Sunday, November 8, 2015

A Revealing Look at J. Edgar hoover's Secret FBI

My fellow Peace Action board member, Lawrence (Larry) Wittner,  published in NewPolitics a review of Betty Medsger's book, The Burglary (Alfred A. Knopf, 2014). I have selectively excerpted Larry's review to give a sense of what Medsger found out about the FBI's secretive ways after she learned that two old friends of hers had participated in the burglary. After persuading the two  friends to be interviewed, she learned the identity of the other six participants and was able to interview them.

"The Burglary tells the story of how, on March 8, 19871, in the midst of the Vietnam War, eight peace activists broke into an FBI office in Media, Pennsylvania, in a effort to discover whether the FBI was working, illegally, to suppress American dissent. Spiriting away all the records in the FBI office, these daring men and women soon learned that the crime-fighting bureau was, indeed, engaging in a broad range of unlawful activities."

"A major virtue of the book is its revelation of vast FBI criminality. Hoover's secret FBI, as Medsger summarizes it:
      'Usurped citizens' liberties... and used deception, disinformation, and violence as tools to harass,                   damage and ... silence people whose opinions the director opposed.... Agents and informers were
      required to be outlaws. Blackmail and burglary were favorite tools in the secret FBI. Agents and
      informers were ordered to spy on -- and create ongoing files on -- the private lives, including the
      sexual activities, of the nation's highest officials and other powerful people.' "

"The FBI's spying operation were extraordinarily extensive. All black college student organizations, for example, were placed under surveillance and infiltrated. Indeed, on some college campuses, every black student was placed under surveillance. Moreover, the FBI infiltrated the Congress of Racial Equality, the Southern Christian Leadership Conference, and the NAACP. In fact, NAACP officials were also under continuous FBI surveillance since 1923."

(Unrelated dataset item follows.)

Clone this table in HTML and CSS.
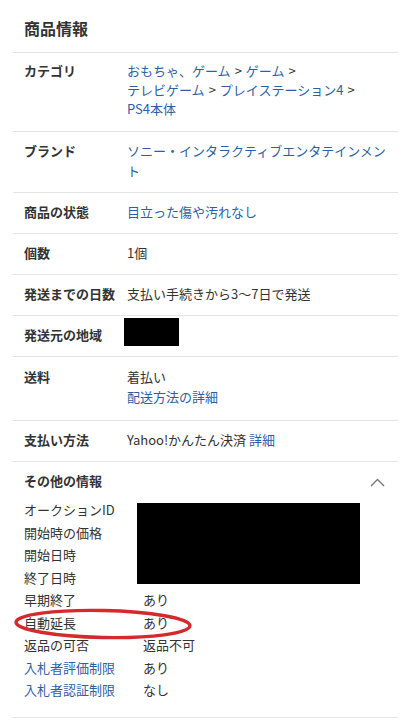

COINTELPRO "was perhaps Hoover's most ambitious program of criminal activity. Created by Hoover in 1956 to harass Communists and other radicals, COINTELPRO was updated to COINTELPRO-New Left by the  FBI director in 1968. The revised model was designed to 'expose, disrupt, and otherwise neutralize' the New Left movement by any means necessary, including spreading false, derogatory information about its leaders and organizations, creating conflicts among its leaders and members, burglary and violence. It targeted nearly all social change movements, including the civil rights movement, the peace movement, the women's movement, the gay rights movement, and the environmental movement. The FBI also secretly, and sometimes, violently, attacked college campus and alternative newspapers. Medsger observes that the bureau worked at 'forcing the publications to close, infiltrating them with informants,  and threatening the credibility -- and sometimes the lives -- of their staff.' "

"With the FBI operating almost everywhere, its records grew enormously, and eventually included 500,000 domestic intelligence files, each typically including several individuals' names; Medsger writes of Hoover:
     'No part of the government or American life was outside his reach. He used his secret power to destroy
     individuals and to manipulate and destroy organizations. ... He secretly punished people he regarded
     as wrong-thinking -- civil rights leaders, senior members of Congress who questioned war policy,
     and also average people who wrote letters to a member of Congress or dared to express their dissent by      appearing at an antiwar demonstration. In hoover's world ... any American was fair game.' "

"Thousands of university faculty members were spied upon and many fired from their jobs as a result of FBI activity. A 1958 study found that two-thirds of the then approximately 2,500 social science faculty members surveyed had been visited by the FBI at least once, and a third had been visited three or more times.' "

Plots against Dr. Martin Luther King JR. included office break-ins, use of informers, mail openings, wiretapping and burglary. Hoover's FBI even tied to convince King to commit suicide.

When in 1943, the U.S. Attorney General told Hoover to end his Custodial Detention Index -- a list of 26,000 Americans who might be imprisoned in the event of a war or national emergency -- Hoover lied about ending it. Hoover used material in his files as blackmail.

President Ronald Reagan relaxed restrictive guidelines on FBI activity put in by Attorney General Edward Levi.